STATED PROBLEM | Gather from the listing below each line that includes the word "this", and copy it.

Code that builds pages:
⟨

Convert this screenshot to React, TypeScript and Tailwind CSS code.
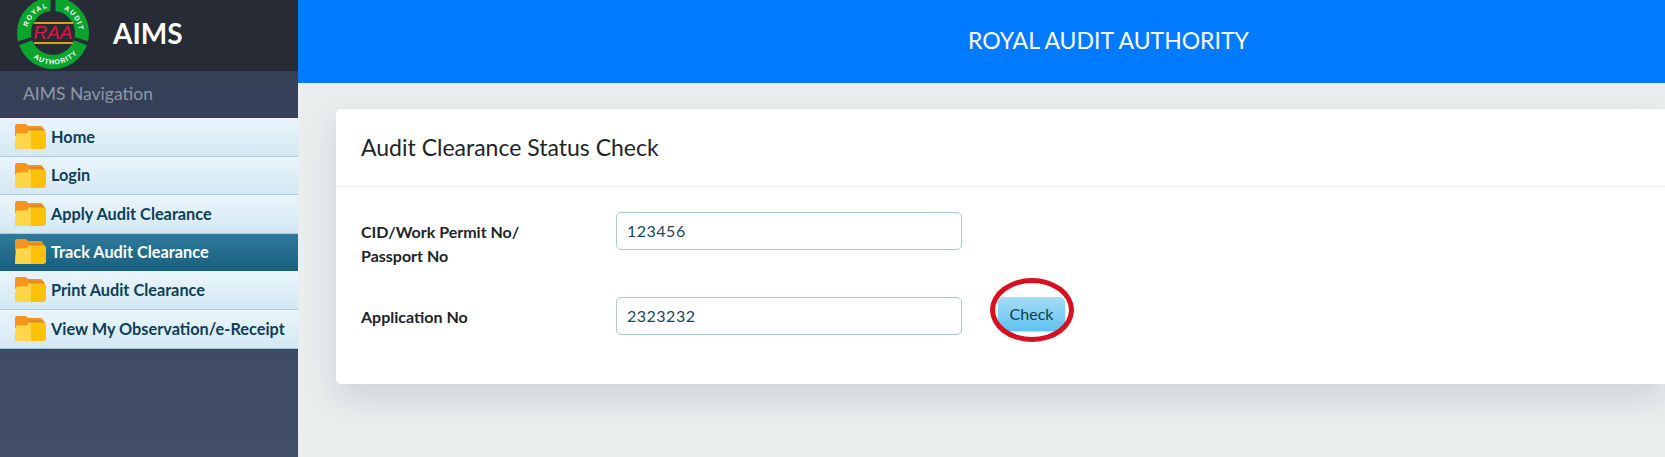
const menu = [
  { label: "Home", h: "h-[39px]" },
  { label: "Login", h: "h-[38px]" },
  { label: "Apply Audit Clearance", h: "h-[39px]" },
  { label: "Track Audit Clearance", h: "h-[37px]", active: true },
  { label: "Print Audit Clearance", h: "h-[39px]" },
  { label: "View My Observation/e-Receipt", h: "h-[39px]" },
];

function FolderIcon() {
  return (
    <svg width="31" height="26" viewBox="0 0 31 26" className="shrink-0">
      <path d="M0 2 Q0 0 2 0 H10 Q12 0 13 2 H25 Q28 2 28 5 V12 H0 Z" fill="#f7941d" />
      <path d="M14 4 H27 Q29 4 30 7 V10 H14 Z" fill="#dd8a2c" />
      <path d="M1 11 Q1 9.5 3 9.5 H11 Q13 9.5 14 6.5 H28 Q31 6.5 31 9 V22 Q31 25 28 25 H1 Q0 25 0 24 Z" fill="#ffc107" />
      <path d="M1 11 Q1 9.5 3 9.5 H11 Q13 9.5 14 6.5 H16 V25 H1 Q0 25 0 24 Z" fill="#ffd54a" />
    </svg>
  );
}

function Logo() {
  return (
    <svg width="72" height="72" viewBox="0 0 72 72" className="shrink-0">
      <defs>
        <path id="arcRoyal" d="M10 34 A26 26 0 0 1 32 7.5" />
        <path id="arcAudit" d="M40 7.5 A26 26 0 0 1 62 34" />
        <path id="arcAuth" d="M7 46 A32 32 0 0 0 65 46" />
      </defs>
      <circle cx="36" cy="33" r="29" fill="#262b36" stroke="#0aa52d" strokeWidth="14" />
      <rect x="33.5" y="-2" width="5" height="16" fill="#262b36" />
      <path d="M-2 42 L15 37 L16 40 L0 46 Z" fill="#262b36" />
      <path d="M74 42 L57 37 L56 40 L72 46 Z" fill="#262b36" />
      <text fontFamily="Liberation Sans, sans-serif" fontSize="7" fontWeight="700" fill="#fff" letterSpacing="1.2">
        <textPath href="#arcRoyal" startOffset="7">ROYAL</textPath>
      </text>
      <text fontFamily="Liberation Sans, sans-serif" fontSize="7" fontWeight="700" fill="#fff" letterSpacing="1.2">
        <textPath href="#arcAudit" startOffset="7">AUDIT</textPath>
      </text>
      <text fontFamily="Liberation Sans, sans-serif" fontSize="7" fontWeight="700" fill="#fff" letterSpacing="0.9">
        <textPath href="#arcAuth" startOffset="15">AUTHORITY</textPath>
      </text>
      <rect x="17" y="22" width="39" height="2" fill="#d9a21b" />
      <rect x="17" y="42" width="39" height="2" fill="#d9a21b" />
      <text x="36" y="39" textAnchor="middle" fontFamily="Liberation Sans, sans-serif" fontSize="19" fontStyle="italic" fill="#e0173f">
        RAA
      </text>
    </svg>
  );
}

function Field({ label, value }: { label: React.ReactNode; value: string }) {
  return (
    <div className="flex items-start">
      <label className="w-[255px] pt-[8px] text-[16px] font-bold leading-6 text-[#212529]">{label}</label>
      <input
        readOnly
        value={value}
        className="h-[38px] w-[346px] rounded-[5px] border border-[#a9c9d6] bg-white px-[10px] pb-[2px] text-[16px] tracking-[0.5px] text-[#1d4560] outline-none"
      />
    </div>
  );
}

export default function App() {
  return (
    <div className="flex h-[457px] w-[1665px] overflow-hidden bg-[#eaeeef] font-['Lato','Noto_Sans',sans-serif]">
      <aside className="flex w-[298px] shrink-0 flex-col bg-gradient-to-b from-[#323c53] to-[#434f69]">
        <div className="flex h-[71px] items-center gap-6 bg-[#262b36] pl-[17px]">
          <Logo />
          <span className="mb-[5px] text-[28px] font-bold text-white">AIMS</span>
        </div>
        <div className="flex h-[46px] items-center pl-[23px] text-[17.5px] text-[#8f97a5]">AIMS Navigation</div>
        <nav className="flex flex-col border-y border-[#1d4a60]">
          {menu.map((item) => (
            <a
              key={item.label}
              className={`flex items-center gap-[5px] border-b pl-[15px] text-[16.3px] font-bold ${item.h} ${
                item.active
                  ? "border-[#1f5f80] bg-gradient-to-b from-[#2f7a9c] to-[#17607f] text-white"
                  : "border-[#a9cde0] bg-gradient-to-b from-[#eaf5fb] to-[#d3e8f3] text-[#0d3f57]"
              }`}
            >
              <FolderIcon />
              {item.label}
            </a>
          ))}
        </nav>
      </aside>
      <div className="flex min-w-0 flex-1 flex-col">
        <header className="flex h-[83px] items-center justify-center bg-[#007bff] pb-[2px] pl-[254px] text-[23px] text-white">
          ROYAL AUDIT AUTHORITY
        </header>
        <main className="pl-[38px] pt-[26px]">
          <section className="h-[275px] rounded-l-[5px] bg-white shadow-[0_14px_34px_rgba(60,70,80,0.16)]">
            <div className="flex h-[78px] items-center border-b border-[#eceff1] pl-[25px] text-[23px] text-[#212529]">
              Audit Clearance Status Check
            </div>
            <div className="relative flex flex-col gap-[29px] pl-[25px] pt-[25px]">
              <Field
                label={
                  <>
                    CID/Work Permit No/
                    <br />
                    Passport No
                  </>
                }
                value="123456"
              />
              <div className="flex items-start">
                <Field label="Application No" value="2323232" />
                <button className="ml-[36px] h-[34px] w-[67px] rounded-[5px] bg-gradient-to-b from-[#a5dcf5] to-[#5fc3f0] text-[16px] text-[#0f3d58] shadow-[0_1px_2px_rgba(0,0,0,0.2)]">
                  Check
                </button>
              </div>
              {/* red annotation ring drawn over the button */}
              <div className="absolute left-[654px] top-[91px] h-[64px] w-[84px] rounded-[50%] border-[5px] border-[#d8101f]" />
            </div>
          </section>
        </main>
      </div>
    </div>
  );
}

⟩
⟨

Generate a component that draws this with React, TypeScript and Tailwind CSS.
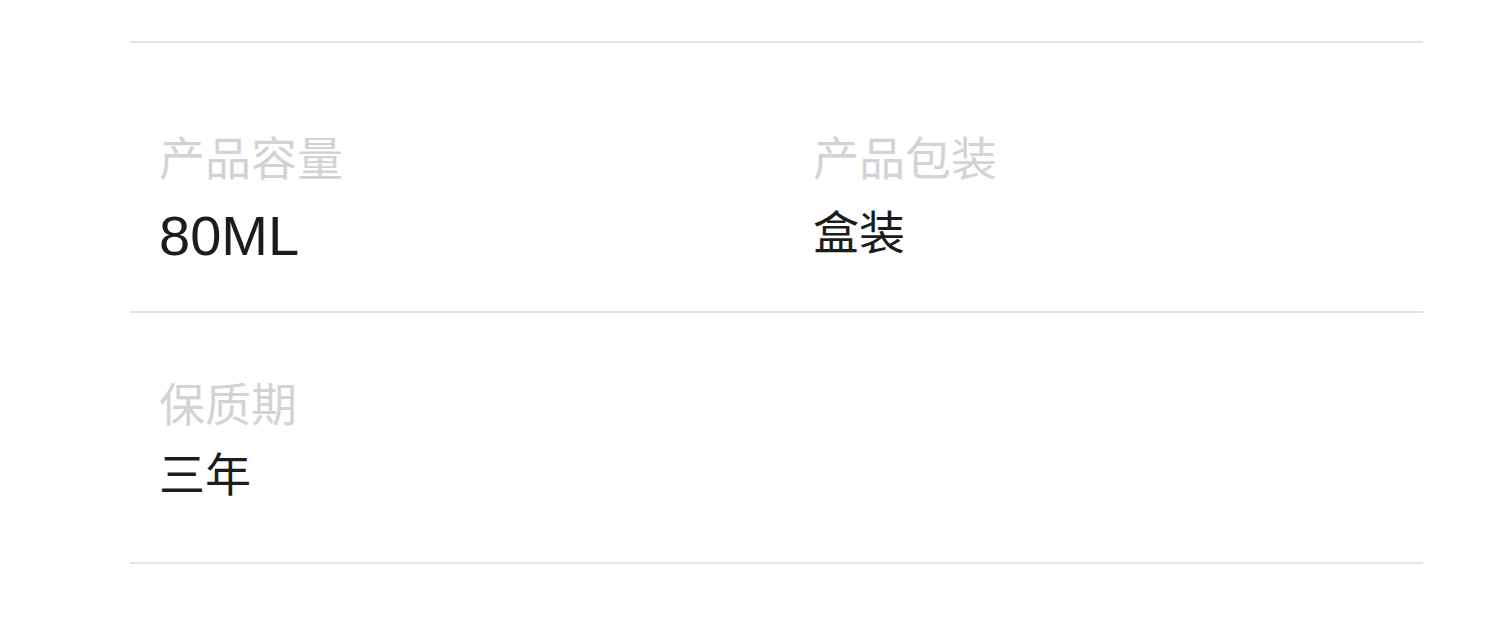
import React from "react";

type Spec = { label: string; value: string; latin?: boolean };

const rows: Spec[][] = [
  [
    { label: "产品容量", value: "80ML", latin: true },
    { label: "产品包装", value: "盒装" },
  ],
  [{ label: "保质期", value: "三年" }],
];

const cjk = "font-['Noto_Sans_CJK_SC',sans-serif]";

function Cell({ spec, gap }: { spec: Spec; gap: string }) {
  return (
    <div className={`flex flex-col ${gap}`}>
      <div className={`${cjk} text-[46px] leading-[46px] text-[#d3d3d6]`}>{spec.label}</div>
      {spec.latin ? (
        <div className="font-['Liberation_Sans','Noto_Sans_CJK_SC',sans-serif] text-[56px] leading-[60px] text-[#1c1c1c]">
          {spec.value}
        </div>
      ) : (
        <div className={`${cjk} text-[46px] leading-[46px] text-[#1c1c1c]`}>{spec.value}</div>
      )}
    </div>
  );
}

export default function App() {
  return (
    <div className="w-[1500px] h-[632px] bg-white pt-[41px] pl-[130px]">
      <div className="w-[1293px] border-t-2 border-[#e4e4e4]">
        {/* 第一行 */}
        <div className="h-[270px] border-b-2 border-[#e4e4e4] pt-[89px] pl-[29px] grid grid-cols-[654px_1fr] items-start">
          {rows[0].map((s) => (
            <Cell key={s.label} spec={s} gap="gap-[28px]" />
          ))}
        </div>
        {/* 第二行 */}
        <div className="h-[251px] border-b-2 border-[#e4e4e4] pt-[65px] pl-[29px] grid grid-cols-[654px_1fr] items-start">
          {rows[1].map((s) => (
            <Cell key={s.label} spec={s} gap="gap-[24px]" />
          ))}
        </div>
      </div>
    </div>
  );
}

⟩

TASK ANSWER |
Convert this screenshot to React, TypeScript and Tailwind CSS code.
Generate a component that draws this with React, TypeScript and Tailwind CSS.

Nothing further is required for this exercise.